Purpose: This study was designed to determine at the molecular level whether interactions between the opioid growth factor (OGF) and OGF receptor (OGFr) play a role in regulating DNA synthesis in the homeostasis of the corneal epithelium.
Methods: The plasmid pcDNA3.1+OGFr-HA, carrying the rat OGFr cDNA epitope-tagged with a C-terminal hemagglutinin (HA), or the empty-vector (pcDNA3.1+), was delivered twice by the Helios Gene Gun System at 300 psi to the cornea of anesthetized rats. The contralateral (untreated) cornea served as the naive specimen. BrdU was used to determine whether the recombinant OGFr was effective in regulating DNA synthesis in the rat peripheral corneal epithelium.
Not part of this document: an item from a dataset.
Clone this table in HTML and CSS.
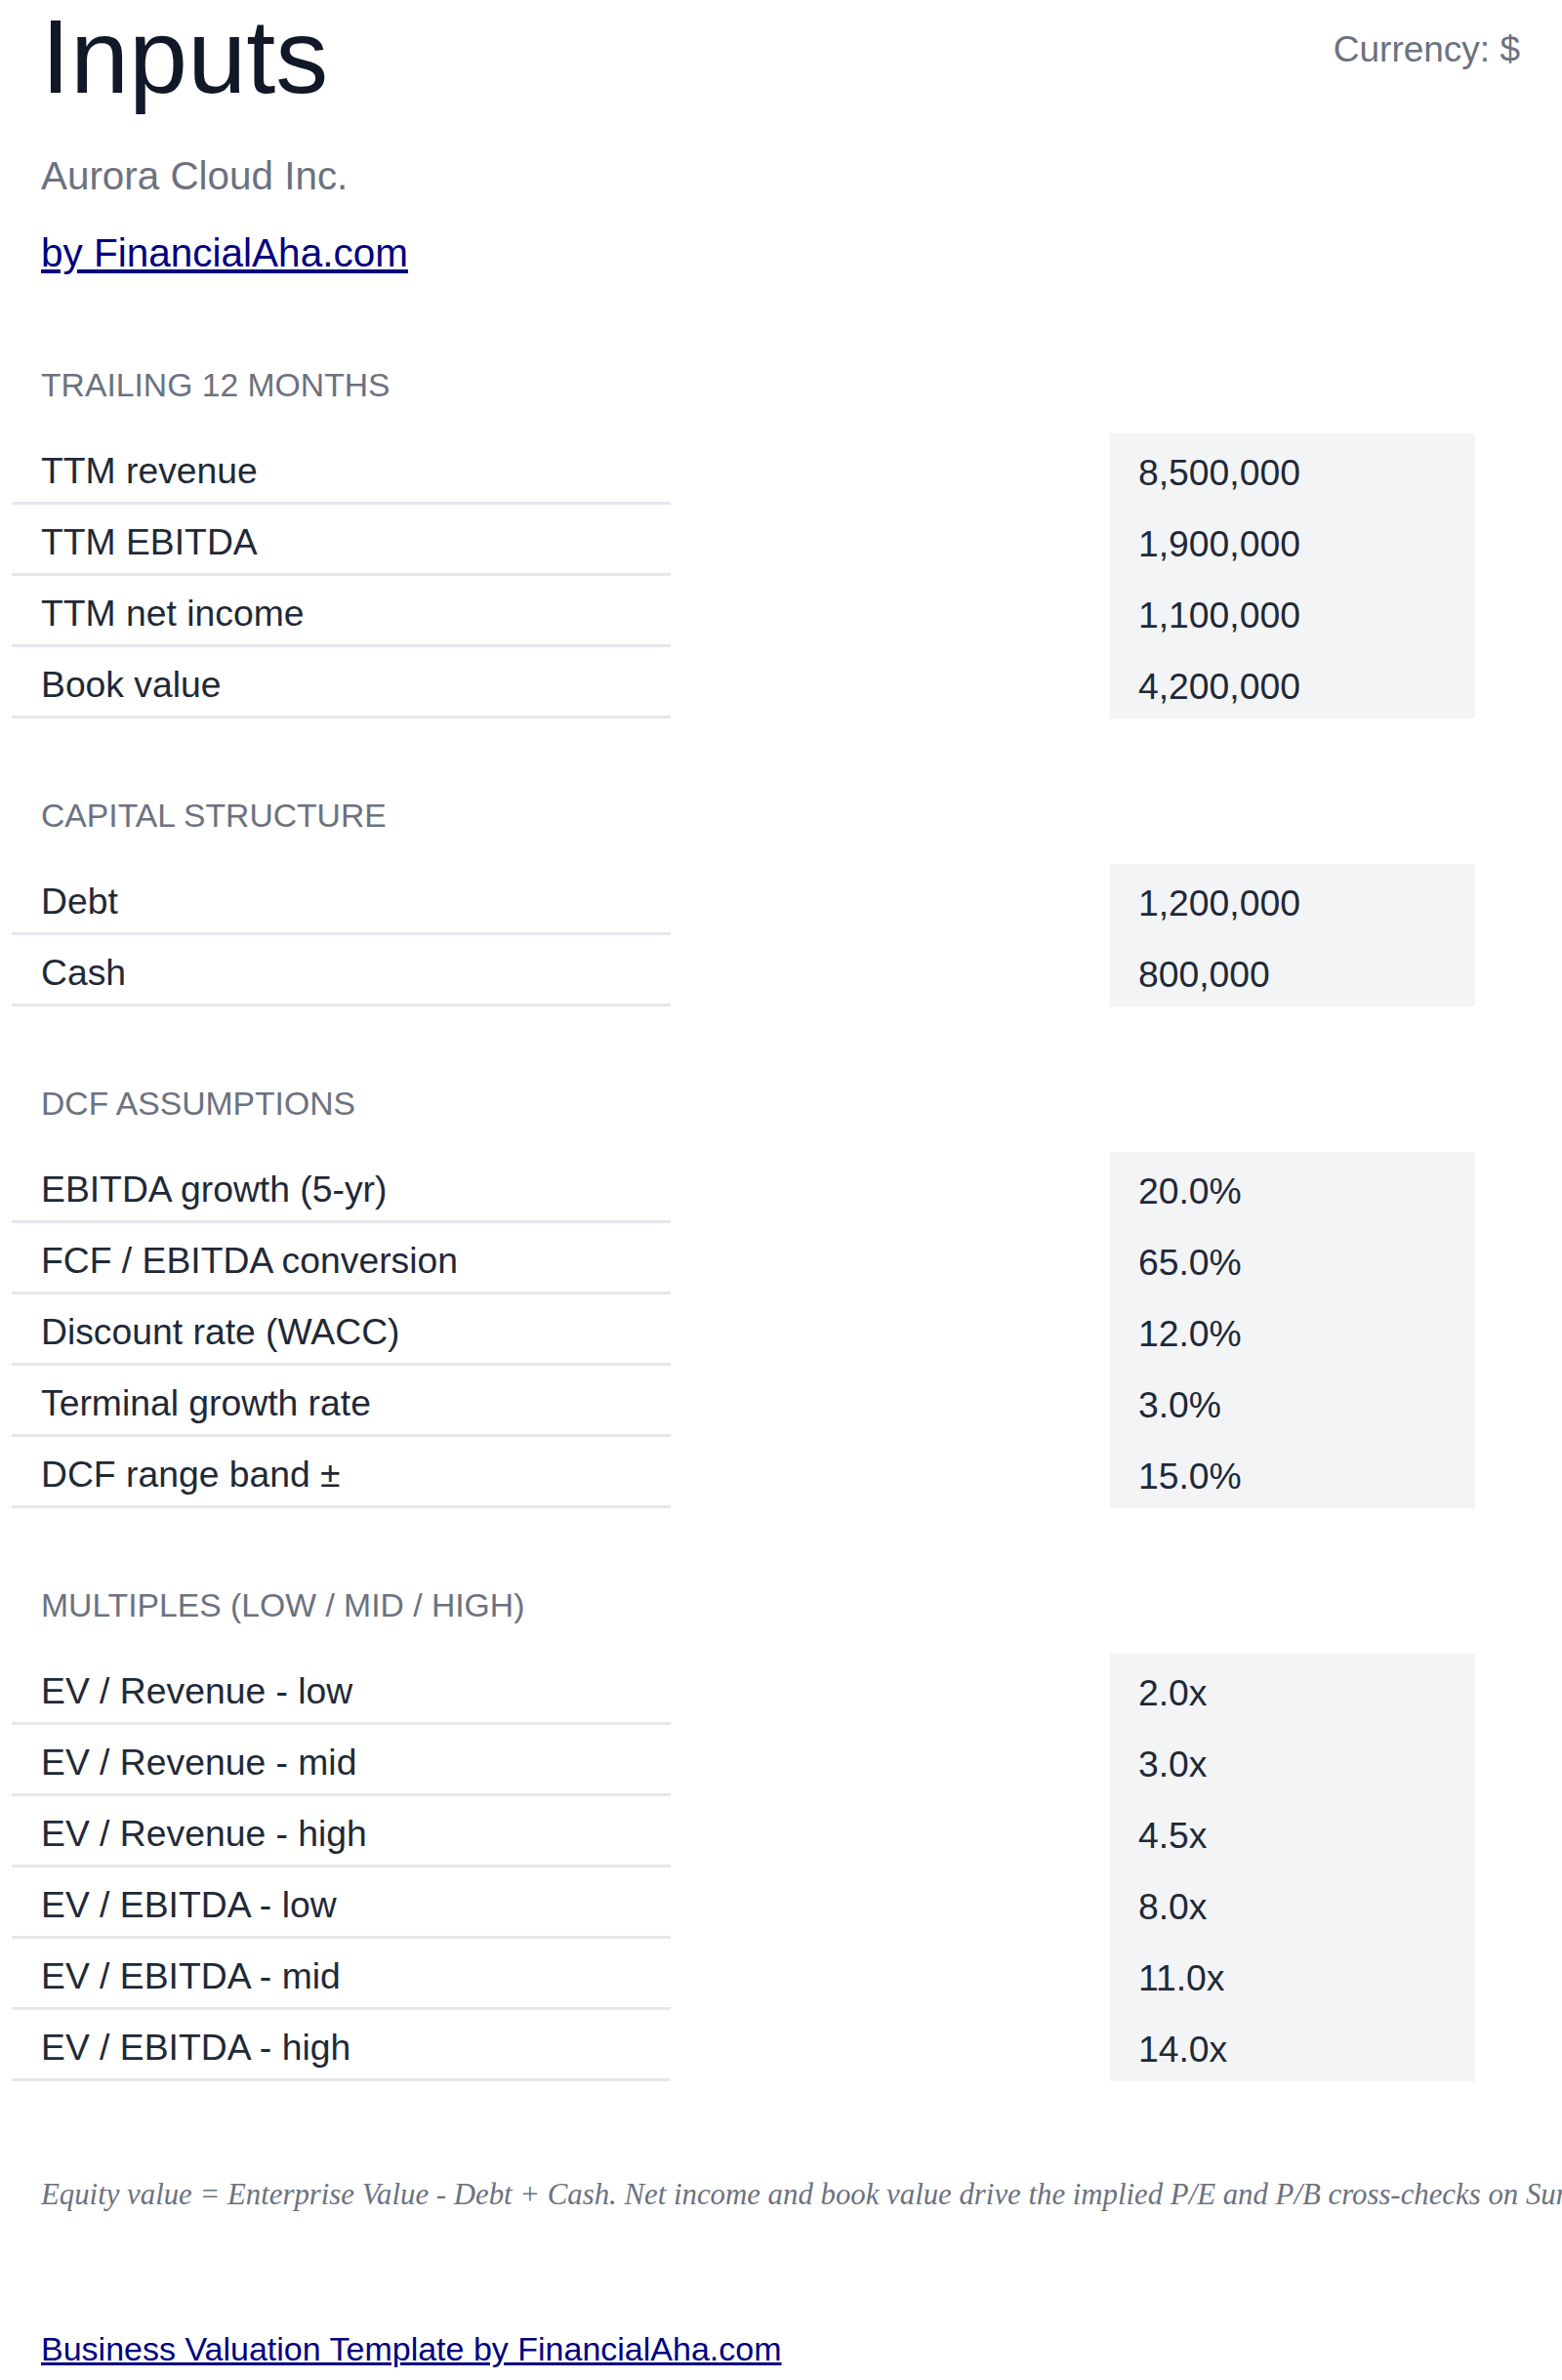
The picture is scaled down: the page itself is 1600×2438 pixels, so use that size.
FILE: index.html
```html
<!DOCTYPE html>
<html lang="en">
<head>
<meta charset="utf-8">
<title>Inputs</title>
<link rel="stylesheet" href="styles.css">
</head>
<body>
<header class="top">
  <div class="top-left">
    <h1 class="title">Inputs</h1>
    <p class="company">Aurora Cloud Inc.</p>
    <a class="brand-link" href="#">by FinancialAha.com</a>
  </div>
  <div class="currency">Currency: $</div>
</header>

<section class="section first">
  <h2 class="section-title">TRAILING 12 MONTHS</h2>
  <div class="rows">
    <div class="row"><div class="label">TTM revenue</div><div class="gap"></div><div class="value">8,500,000</div></div>
    <div class="row"><div class="label">TTM EBITDA</div><div class="gap"></div><div class="value">1,900,000</div></div>
    <div class="row"><div class="label">TTM net income</div><div class="gap"></div><div class="value">1,100,000</div></div>
    <div class="row"><div class="label">Book value</div><div class="gap"></div><div class="value">4,200,000</div></div>
  </div>
</section>

<section class="section">
  <h2 class="section-title">CAPITAL STRUCTURE</h2>
  <div class="rows">
    <div class="row"><div class="label">Debt</div><div class="gap"></div><div class="value">1,200,000</div></div>
    <div class="row"><div class="label">Cash</div><div class="gap"></div><div class="value">800,000</div></div>
  </div>
</section>

<section class="section">
  <h2 class="section-title">DCF ASSUMPTIONS</h2>
  <div class="rows">
    <div class="row"><div class="label">EBITDA growth (5-yr)</div><div class="gap"></div><div class="value">20.0%</div></div>
    <div class="row"><div class="label">FCF / EBITDA conversion</div><div class="gap"></div><div class="value">65.0%</div></div>
    <div class="row"><div class="label">Discount rate (WACC)</div><div class="gap"></div><div class="value">12.0%</div></div>
    <div class="row"><div class="label">Terminal growth rate</div><div class="gap"></div><div class="value">3.0%</div></div>
    <div class="row"><div class="label">DCF range band ±</div><div class="gap"></div><div class="value">15.0%</div></div>
  </div>
</section>

<section class="section">
  <h2 class="section-title">MULTIPLES (LOW / MID / HIGH)</h2>
  <div class="rows">
    <div class="row"><div class="label">EV / Revenue - low</div><div class="gap"></div><div class="value">2.0x</div></div>
    <div class="row"><div class="label">EV / Revenue - mid</div><div class="gap"></div><div class="value">3.0x</div></div>
    <div class="row"><div class="label">EV / Revenue - high</div><div class="gap"></div><div class="value">4.5x</div></div>
    <div class="row"><div class="label">EV / EBITDA - low</div><div class="gap"></div><div class="value">8.0x</div></div>
    <div class="row"><div class="label">EV / EBITDA - mid</div><div class="gap"></div><div class="value">11.0x</div></div>
    <div class="row"><div class="label">EV / EBITDA - high</div><div class="gap"></div><div class="value">14.0x</div></div>
  </div>
</section>

<p class="note">Equity value = Enterprise Value - Debt + Cash. Net income and book value drive the implied P/E and P/B cross-checks on Summary.</p>

<footer class="footer">
  <a class="footer-link" href="#">Business Valuation Template by FinancialAha.com</a>
</footer>
</body>
</html>
```

FILE: styles.css
```css
html {
  overflow-x: hidden;
}

body {
  margin: 0;
  background: #ffffff;
  font-family: "Liberation Sans", Arial, sans-serif;
  color: #1f2937;
}

.top {
  display: flex;
  justify-content: space-between;
  align-items: flex-start;
  padding: 0 43px 0 42px;
}

.title {
  margin: -4px 0 0 0;
  font-size: 108px;
  font-weight: 400;
  line-height: 124px;
  color: #111827;
}

.company {
  margin: 37px 0 0 0;
  font-size: 40.4px;
  line-height: 46px;
  color: #6b7280;
}

.brand-link {
  display: inline-block;
  margin-top: 33px;
  font-size: 40.5px;
  line-height: 46px;
  color: #000080;
}

.currency {
  margin-top: 30px;
  font-size: 37px;
  line-height: 42px;
  color: #6b7280;
}

.section {
  margin-top: 80px;
}

.section.first {
  margin-top: 93px;
}

.section-title {
  margin: 0 0 30px 0;
  padding-left: 42px;
  font-size: 33.7px;
  font-weight: 400;
  line-height: 39px;
  color: #6b7280;
}

.rows {
  margin: 0 89px 0 12px;
}

.row {
  display: flex;
  height: 73px;
  font-size: 37.3px;
}

.label {
  box-sizing: border-box;
  width: 675px;
  padding: 7px 0 0 30px;
  display: flex;
  align-items: center;
  border-bottom: 3px solid #e5e7eb;
  color: #1f2937;
}

.gap {
  flex: 1;
}

.value {
  box-sizing: border-box;
  width: 374px;
  padding: 7px 0 0 29px;
  display: flex;
  align-items: center;
  background: #f3f4f6;
  color: #1f2937;
}

.note {
  margin: 99px 0 0 0;
  padding-left: 42px;
  white-space: nowrap;
  font-family: "Liberation Serif", "Times New Roman", serif;
  font-style: italic;
  font-size: 30.8px;
  line-height: 35px;
  color: #6b7280;
}

.footer {
  margin-top: 121px;
  padding: 0 42px 14px;
}

.footer-link {
  font-size: 34px;
  line-height: 39px;
  color: #000080;
}
```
Results: Within 18 hours of transfection, positive HA staining was apparent in both the basal and suprabasal layers (efficiency > 90% of the cells) throughout the central and peripheral cornea. Quantitative immunohistochemistry with rhodamine-conjugated anti-OGFr antibodies revealed twofold more OGFr expression in the central and peripheral epithelium of transfected corneas relative to naive corneas. The number of BrdU-positive basal cells in the peripheral epithelium of the transfected cornea was one-third of that in the naive cornea.
Conclusions: These data demonstrate the direct role of the OGF-OGFr system in determining cellular renewal in the mammalian corneal epithelium. Moreover, the successful establishment of a novel delivery system of cDNAs to the ocular surface suggests a therapeutic role for gene therapy in the eye.